There is grief over the loss of effortless, youthful hotness. In her 2010 book, My Formerly Hot Life: Dispatches from Just the Other Side of Young, Stephanie Dolgoff writes about a morning commute in New York, when an attractive man asked her the time. "Eight-forty," she replied without hesitation. But he didn't ask her anything more. And it hit her, then at the tender age of 39, that she was "no longer a sexy young thing who had to adopt a slightly defensive posture when asked superficially innocent questions on public transportation. I was no longer 'all that,' perhaps no longer even a little of 'that' or whatever 'that' is."

"You're in a different category of human being," she explains in an interview.

All of us reach an age when you feel yourself slip from the male gaze. To some, it's a welcome relief, as though you've passed through a toll booth, after a long stretch in the judgmental opinion of others. But to others, the loss of attention is so profound, it makes them feel disingenuous for having complained about it when they basked in it.

And just as Ms. Dolgoff found, midlife invisibility often comes as a surprise.

"No wonder Dad fell in love with you. You were hot," my youngest son innocently marvelled to me in my mid-40s, when I was single and divorced, and he saw a picture of me when in my 20s. From the mouths of 17-year-old, six-foot-four babes, I sighed to myself.

But it's the pressure to succumb to cosmetic fixes that is most difficult to withstand. The subtext for not doing anything is insidious: that the woman is not valuing herself. It's treated like a somewhat shameful lapse in grooming habits, as if she has ventured out in public without brushing her teeth or dressed in a ratty bathrobe.

"I'm furious about the pressure women are under, but on other days I'm fantasizing about getting it done," admits Ms. Dolgoff, now a 43-year-old mother of twins.

It doesn't help that even your family doctor can make you feel bad about your eyelids.

"See the way the skin above your eye droops down a bit?" said an M.D. I once consulted who does some non-invasive cosmetic procedures. She held a mirror up for me. "That's what men's eyes are like."

God, give me a pill, a needle, anything, I thought.

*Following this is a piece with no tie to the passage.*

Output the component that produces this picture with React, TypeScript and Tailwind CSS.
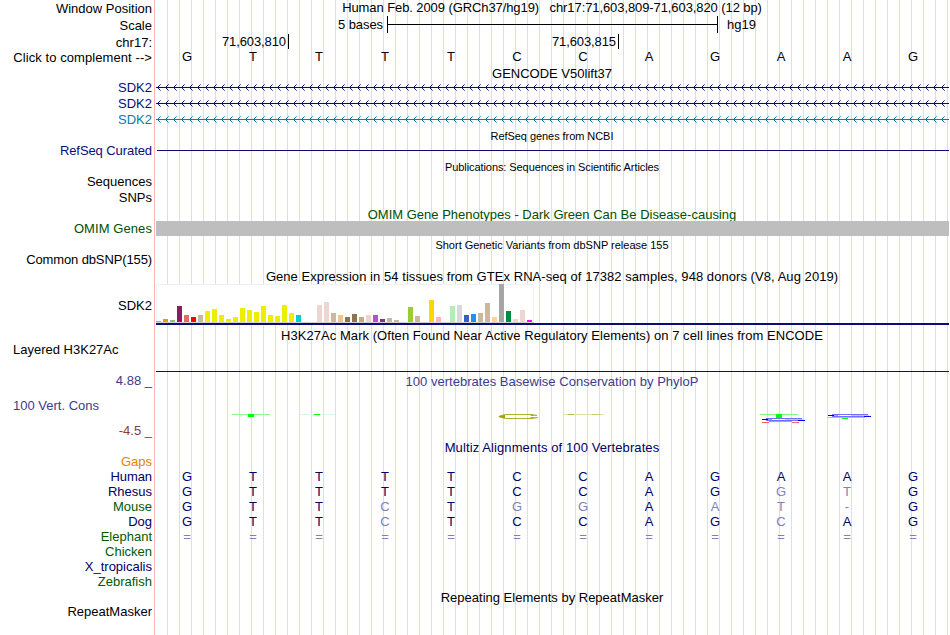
import React from "react";

const labels = [
  { text: "Window Position", style: "mt-[1px] text-right" },
  { text: "Scale", style: "mt-[2px] text-right" },
  { text: "chr17:", style: "mt-[2px] text-right" },
  { text: "Click to complement -->", style: "text-right tracking-[0.08px]" },
  { text: "SDK2", style: "mt-[15px] text-right text-[#0c0c78]" },
  { text: "SDK2", style: "mt-[1px] text-right text-[#0c0c78]" },
  { text: "SDK2", style: "mt-[1px] text-right text-[#0c78b4]" },
  { text: "RefSeq Curated", style: "mt-[16px] text-right text-[#0c0c78] tracking-[-0.08px]" },
  { text: "Sequences", style: "mt-[16px] text-right" },
  { text: "SNPs", style: "mt-[1px] text-right" },
  { text: "OMIM Genes", style: "mt-[16px] text-right text-[#005000] tracking-[0.08px]" },
  { text: "Common dbSNP(155)", style: "mt-[16px] text-right tracking-[-0.12px]" },
  { text: "SDK2", style: "mt-[31px] text-right" },
  { text: "Layered H3K27Ac", style: "mt-[29px] pl-[13px]" },
  { text: "4.88 _", style: "mt-[16px] text-right text-[#3c3c8c]" },
  { text: "100 Vert. Cons", style: "mt-[10px] pl-[13px] text-[#3c3c8c]" },
  { text: "-4.5 _", style: "mt-[10px] text-right text-[#8c3c3c]" },
  { text: "Gaps", style: "mt-[16px] text-right text-[#e68200]" },
  { text: "Human", style: "text-right text-[#000064] tracking-[-0.1px]" },
  { text: "Rhesus", style: "text-right text-[#000064]" },
  { text: "Mouse", style: "text-right text-[#005a00]" },
  { text: "Dog", style: "text-right text-[#000064]" },
  { text: "Elephant", style: "text-right text-[#005a00]" },
  { text: "Chicken", style: "text-right text-[#005a00]" },
  { text: "X_tropicalis", style: "text-right text-[#000064]" },
  { text: "Zebrafish", style: "text-right text-[#005a00]" },
  { text: "RepeatMasker", style: "mt-[15px] text-right" },
];

// Median expression per tissue: [bar height, colour]
const tissues: [number, string][] = [
  [1, "#ee9a49"], [3, "#ee9a00"], [2, "#8fbc8f"], [16, "#8b1c62"], [7, "#ee6a50"],
  [5, "#ff0000"], [7, "#cdb79e"], [11, "#eeee00"], [13, "#eeee00"], [7, "#eeee00"],
  [3, "#eeee00"], [5, "#eeee00"], [14, "#eeee00"], [12, "#eeee00"], [10, "#eeee00"],
  [16, "#eeee00"], [7, "#eeee00"], [6, "#eeee00"], [17, "#eeee00"], [9, "#eeee00"],
  [7, "#00cdcd"], [0, "#ee82ee"], [0, "#9ac0cd"], [17, "#eed5d2"], [20, "#eed5d2"],
  [9, "#cdb79e"], [7, "#eec591"], [5, "#8b7355"], [8, "#8b7355"], [5, "#cdaa7d"],
  [7, "#eed5d2"], [7, "#b452cd"], [3, "#7a378b"], [4, "#cdb79e"], [2, "#cdb79e"],
  [0, "#cdb79e"], [15, "#9acd32"], [6, "#cdb79e"], [0, "#7a67ee"], [22, "#ffd700"],
  [5, "#ffb6c1"], [0, "#cd9b1d"], [16, "#b4eeb4"], [17, "#d9d9d9"], [7, "#3a5fcd"],
  [8, "#1e90ff"], [9, "#cdb79e"], [19, "#cdb79e"], [5, "#ffd39b"], [38, "#a6a6a6"],
  [11, "#008b45"], [3, "#eed5d2"], [12, "#eed5d2"], [2, "#ff00ff"],
];

const sequence = "GTTTTCCAGAAG";
const alignments = ["GTTTTCCAGAAG", "GTTTTCCAGGTG", "GTTCTGGAAT-G", "GTTCTCCAGCAG", "============"];

const Title = ({ text, className = "" }: { text: string; className?: string }) => (
  <div className={`h-[15px] text-center whitespace-pre ${className}`}>{text}</div>
);

const SmallTitle = ({ text, className = "" }: { text: string; className?: string }) => (
  <div className={`h-[12px] text-center text-[11px] leading-[12px] ${className}`}>{text}</div>
);

const Bases = ({ bases, align = false }: { bases: string; align?: boolean }) => (
  <div className="-ml-[1px] grid h-[15px] w-[792px] grid-cols-12 text-center">
    {bases.split("").map((base, i) => (
      <span
        key={i}
        className={!align ? "" : base === sequence[i] ? "text-[#000064]" : "text-[#8080b4]"}
      >
        {base}
      </span>
    ))}
  </div>
);

// Intron line with strand arrows
const GeneLine = ({ className = "" }: { className?: string }) => (
  <svg width="793" height="7" className={`ml-[1px] block shrink-0 ${className}`} shapeRendering="crispEdges">
    <rect x="0" y="3" width="793" height="1" fill="currentColor" />
    {Array.from({ length: 99 }, (_, i) => (
      <g key={i} transform={`translate(${i * 8} 0)`} fill="currentColor">
        <path d="M2 2h1v1h-1zM3 1h1v1h-1zM2 4h1v1h-1zM3 5h1v1h-1z" />
        <path d="M4 0h1v1h-1zM4 6h1v1h-1z" opacity="0.6" />
      </g>
    ))}
  </svg>
);

const Expression = () => (
  <div className="ml-[1px] h-[41px] w-[793px]">
    <div className="flex h-[38px] w-[378px] items-end border-t border-r border-l border-[#f0f0f0] bg-white">
      <div className="-ml-[1px] flex h-[38px] items-end gap-[2px]">
        {tissues.map(([height, color], i) => (
          <div key={i} className="w-[5px]" style={{ height, backgroundColor: color }} />
        ))}
      </div>
    </div>
    <div className="h-[1px] w-[378px] bg-[#d2d2d2]" />
    <div className="h-[2px] bg-[#0c0c78]" />
  </div>
);

// Per-base conservation logo
const Conservation = () => (
  <svg width="795" height="51" viewBox="155 389 795 51" className="block">
    <rect x="232" y="414" width="38" height="1" fill="#90f890" />
    <rect x="248" y="414" width="6" height="3" fill="#00ff00" />
    <rect x="298" y="414" width="37" height="1" fill="#d8f8dc" />
    <rect x="314" y="414" width="6" height="1" fill="#00ff00" />

    <path d="M537 415.5L532 414.5H506L501 415.5L499 416.5L501 417.5L506 418.5H532L538 417.5" fill="none" stroke="#a8a818" strokeWidth="0.9" />
    <path d="M498 416.5L505 414.8V418.2Z" fill="#a0a000" />
    <path d="M530 414.5L538 415.5L531 416Z M530 418.5L538 417.5L531 417Z" fill="#a8a818" />
    <rect x="564" y="414" width="40" height="1" fill="#dedea0" />
    <rect x="568" y="414" width="6" height="1" fill="#baba50" />
    <rect x="592" y="414" width="8" height="1" fill="#cccc78" />

    <rect x="760" y="414" width="38" height="1" fill="#80f880" />
    <rect x="776" y="414" width="6" height="4" fill="#00ff00" />
    <path d="M766 418.5H802M766 420.5H800" stroke="#7070ff" strokeWidth="1" />
    <path d="M785 419.5H803" stroke="#c4c4ff" strokeWidth="1" />
    <rect x="762" y="419" width="6" height="1" fill="#0000d0" />
    <rect x="768" y="419" width="4" height="1" fill="#a0a0ff" />
    <rect x="798" y="420" width="7" height="1" fill="#0000ff" />
    <path d="M762 422.5H769M792 422.5H799" stroke="#ff6060" strokeWidth="1" />
    <path d="M769 421.5H792" stroke="#ff8080" strokeWidth="1" />

    <path d="M832 414.5H868M832 416.5H866" stroke="#7070ff" strokeWidth="1" />
    <path d="M851 415.5H869" stroke="#c4c4ff" strokeWidth="1" />
    <rect x="828" y="415" width="6" height="1" fill="#0000d0" />
    <rect x="834" y="415" width="4" height="1" fill="#a0a0ff" />
    <rect x="864" y="416" width="7" height="1" fill="#0000ff" />
    <rect x="828" y="417" width="37" height="1" fill="#ffa0a0" />
    <rect x="842" y="418" width="6" height="1" fill="#00ff00" />
  </svg>
);

const App = () => {
  return (
    <div className="flex h-[635px] w-[950px] overflow-hidden bg-white font-['Liberation_Sans',Arial,sans-serif] text-[13px] leading-[15px] text-black">
      {/* Track labels */}
      <div className="flex w-[155px] shrink-0 flex-col border-r border-[#ffb4b4]">
        {labels.map((label, i) => (
          <div key={i} className={`h-[15px] shrink-0 pr-[2px] whitespace-nowrap ${label.style}`}>
            {label.text}
          </div>
        ))}
      </div>

      {/* Tracks, over the vertical guide lines */}
      <div className="flex w-[795px] shrink-0 flex-col bg-[repeating-linear-gradient(to_right,#ffffff_0px,#ffffff_11px,#dcdcf5_11px,#dcdcf5_12px)] bg-[position:1px_0px]">
        <Title text={"Human Feb. 2009 (GRCh37/hg19)   chr17:71,603,809-71,603,820 (12 bp)"} className="w-[794px] tracking-[-0.09px]" />
        <div className="mt-[1px] flex h-[17px]">
          <div className="w-[232px] pt-[1px] pr-[4px] text-right tracking-[-0.08px]">5 bases</div>
          <div className="flex w-[331px] items-center border-x border-black">
            <div className="h-[1px] w-full bg-black" />
          </div>
          <div className="pt-[1px] pl-[9px]">hg19</div>
        </div>
        <div className="mt-[1px] flex h-[15px] text-right tracking-[-0.1px]">
          <div className="w-[134px] border-r border-black pr-[2px]">71,603,810</div>
          <div className="w-[330px] border-r border-black pr-[2px]">71,603,815</div>
        </div>
        <Bases bases={sequence} />

        <Title text="GENCODE V50lift37" className="mt-[2px] w-[794px]" />
        <GeneLine className="mt-[3px] text-[#0c0c78]" />
        <GeneLine className="mt-[9px] text-[#0c0c78]" />
        <GeneLine className="mt-[9px] text-[#0c78b4]" />

        <SmallTitle text="RefSeq genes from NCBI" className="mt-[7px] w-[794px] tracking-[-0.06px]" />
        <div className="mt-[8px] ml-[2px] h-[1px] w-[792px] bg-[#0c0c78]" />
        <SmallTitle text="Publications: Sequences in Scientific Articles" className="mt-[10px] w-[794px] tracking-[-0.08px]" />

        <Title text="OMIM Gene Phenotypes - Dark Green Can Be Disease-causing" className="mt-[34px] w-[794px] text-[#005000]" />
        <div className="-mt-[1px] ml-[1px] h-[15px] w-[793px] bg-[#bebebe]" />
        <SmallTitle text="Short Genetic Variants from dbSNP release 155" className="mt-[3px] w-[794px]" />

        <Title text="Gene Expression in 54 tissues from GTEx RNA-seq of 17382 samples, 948 donors (V8, Aug 2019)" className="mt-[18px] w-[794px] tracking-[0.055px]" />
        <Expression />

        <Title text="H3K27Ac Mark (Often Found Near Active Regulatory Elements) on 7 cell lines from ENCODE" className="mt-[3px] w-[794px] tracking-[0.05px]" />
        <div className="mt-[28px] ml-[1px] h-[1px] w-[793px] bg-[#141450]" />

        <Title text="100 vertebrates Basewise Conservation by PhyloP" className="mt-[2px] w-[794px] text-[#3c3c8c] tracking-[0.02px]" />
        <Conservation />

        <Title text="Multiz Alignments of 100 Vertebrates" className="w-[794px] text-[#000064] tracking-[0.1px]" />
        <div className="mt-[14px]">
          {alignments.map((bases, i) => (
            <Bases key={i} bases={bases} align />
          ))}
        </div>

        <Title text="Repeating Elements by RepeatMasker" className="mt-[46px] w-[794px]" />
      </div>
    </div>
  );
};

export default App;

I felt worse than if I'd been diagnosed with a nasty illness. I have been transformed into a different sex without my permission?

I resisted in the end - out of principle. It doesn't sit well with me to think that just as we are coming into our own, learning about and celebrating our authentic selves, we are being encouraged to deny the years of experience that brought us here. There may be power in age-defiance - all the marketers who look to profit from our age-unhappiness tell us it's about being your best self and an empowering choice - but it is also a form of self-subjugation.

Ms. Dolgoff had a similar epiphany. She is happy being a Formerly, her term for being past it in the youthful beauty stakes. "The quality and quantity of my happiness is richer, more nuanced and one that I feel is not predicated on what others think. When I was in my 20s, I felt I was the composite of other people's opinions of me. I didn't know how to be happy. But I have learned how to over the years. I know there's no right answer. It's what works for you."